Soflamas. Caminaba de vuelta a casa, hablando solo por las esquinas, tras ver Paraíso perdido en el María Guerrero. No es una versión o una adaptación del epopéyico poema narrativo de John Milton (1608-1674), de sus doce libros y de sus once mil versos.
En poco más de hora y media, Andrés Lima y Helena Tornero despachan una liofilización, una salvaje amputación y distorsión de una de las obras cumbre de la literatura universal, de su heterodoxo, ecléctico y complejo –y largamente prohibido por la Iglesia Católica– discurso teológico, para realizar una complaciente, doctrinaria y pedagógica proclama en la que, pese a cuatro o cinco pasajes de incuestionable belleza escénica y verbal, se hace un elogio a la rebeldía y propósito liberador de Satanás –ahora, una mujer–, se caricaturiza a un Dios tullido y tórpido, bebedor y fumador, cínico y burlón, con la corbata floja y pintas de gánster y se completa la faena con sendas sobrevenidas, narcisistas, encendidas y gritonas soflamas sobre la persecución y la represión que el Poder viene ejerciendo sobre el teatro –esto, en un teatro del Estado– y sobre el afán ecofeminista de liberación de la mujer.
Mentar, a tal propósito, a John Milton y El Paraíso perdido es un engaño. Venga, dígame, ¿por qué Dios prohibió a Adán y Eva el conocimiento y el saber en el Edén? Satanás nos hace esa pregunta varias veces. A ver, por qué, ¡ajá! ¿Y qué tal si Lima, la próxima vez, deja en paz a Milton y se toma la molestia de escribir una obra nueva? Shock 1, con sus cosas, fue genial.
Patrimonio. Llegué a casa con retraso, por ir cavilando en círculos por las aceras, y me precipité, atónito y desorientado, a rescatar mi ejemplar de El Paraíso perdido, una edición de 1993 con prólogo de Claudio Rodríguez y versión de Abilio Echeverría. Casi cuatrocientas páginas. Con muchas notas, por supuesto. ¡Qué tiempos aquellos, cuando Planeta publicaba una extraordinaria colección de Clásicos Universales! Si el cine o el teatro de barra libre destrozan una gran obra del patrimonio literario de la humanidad siempre nos queda la posibilidad de acudir al texto original, que garantiza su supervivencia.
El patrimonio arquitectónico está protegido por la ley, y un arquitecto no puede entrar en una catedral gótica y, bajo el pretexto de restaurarla acercando el edificio al lenguaje de hoy, introducir gárgolas de fibra de vidrio y arbotantes de hormigón armado. Pero, claro, en la creación artística –teatral, pictórica, literaria…– siempre se ha podido, y así ha de ser, transformar o efectuar disrupciones con obras precedentes. Solo cabe apelar a la responsabilidad, que no es otra que la poco objetivable obligación de dar lugar a otra obra de parecido calado e interés.

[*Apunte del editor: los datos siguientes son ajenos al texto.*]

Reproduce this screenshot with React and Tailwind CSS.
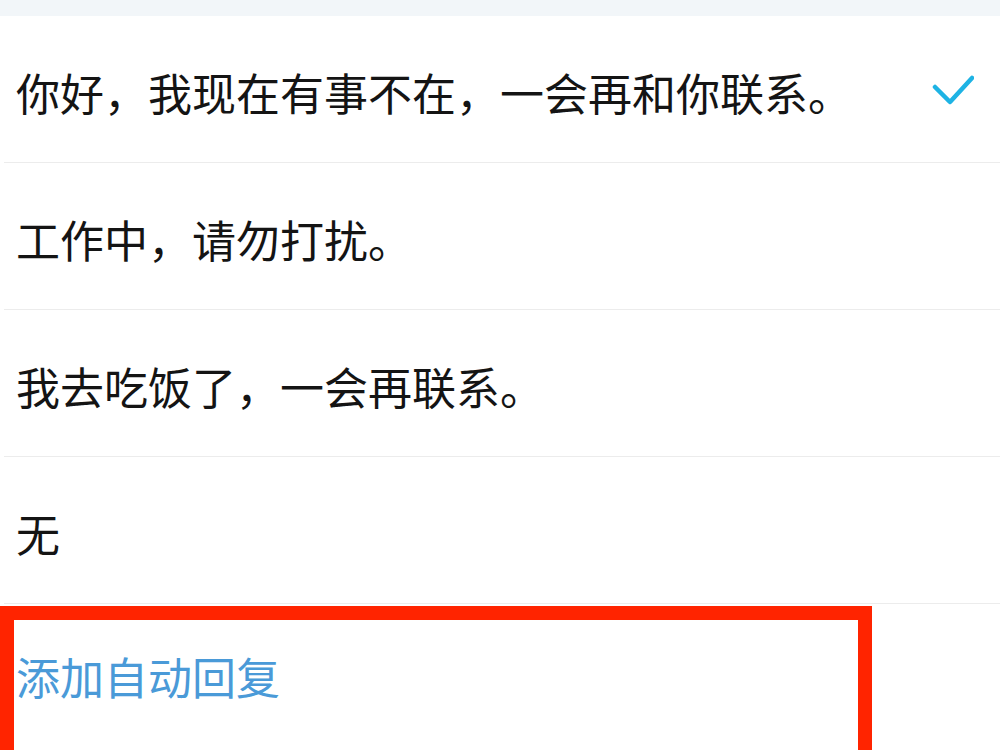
const rows = [
  { text: "你好，我现在有事不在，一会再和你联系。", checked: true },
  { text: "工作中，请勿打扰。" },
  { text: "我去吃饭了，一会再联系。" },
  { text: "无" },
];

export default function App() {
  return (
    <div
      className="w-[1000px] h-[750px] overflow-hidden bg-white"
      style={{ fontFamily: '"Noto Sans CJK SC", "Noto Sans", sans-serif' }}
    >
      <div className="h-[16px] bg-[#f2f6f9]" />
      {rows.map((row) => (
        <div key={row.text} className="flex">
          <div className="w-[4px]" />
          <div className="flex-1 h-[147px] border-b-[1px] border-[#ececec] flex items-center justify-between pl-[12px] pr-[26px]">
            <span className="text-[44px] leading-none text-[#141414] pt-[6px]">{row.text}</span>
            {row.checked && (
              <svg width="42" height="32" viewBox="0 0 42 32" className="mt-[4px]">
                <path d="M3 12 L18 27 L40 3" fill="none" stroke="#1eb3e4" strokeWidth="4.5" strokeLinecap="round" strokeLinejoin="round" />
              </svg>
            )}
          </div>
        </div>
      ))}
      <div className="flex pt-[2px]">
        <div className="w-[872px] h-[160px] border-[14px] border-[#ff2400] flex items-start pt-[34px] pl-[2px]">
          <span className="text-[44px] leading-none text-[#4a9ad8]">添加自动回复</span>
        </div>
        <div className="flex-1" />
      </div>
    </div>
  );
}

Comparaciones. ¡Ese alegato final, que vocea una Eva desgarrada, propio de un mitin o de un articulejo enfervorecido! Tanto preguntarnos desde el escenario por qué Dios prohibió el conocimiento, ¿y por qué Lima y Tornero nos vetan el conocimiento de lo que pensaba y escribió Milton? Utilizando, encima, su nombre en vano. Las comparaciones son odiosas, se dice, sobre todo porque pueden ser impropias. Pero me ha venido a la memoria que Peter Brook dedicó una década a trabajar en su versión del Mahabharata, el poema épico indio del siglo III antes de Cristo, y que el montaje que se pudo ver en Madrid duraba, con descansos, unas doce horas.
La duración de un espectáculo que adapta un extenso texto no garantiza su calidad, pero es, al menos, un indicio de la actitud de respeto del adaptador. Y diría que también de su ambición artística, alejada de la intención espuria de utilizar una gran obra para hacer circular unos mensajes de urgencia. Quería haber escrito hoy de Ayer (1935), la regocijante y sorprendente novela del chileno Juan Emar, que ha publicado Gatopardo. Otra vez será.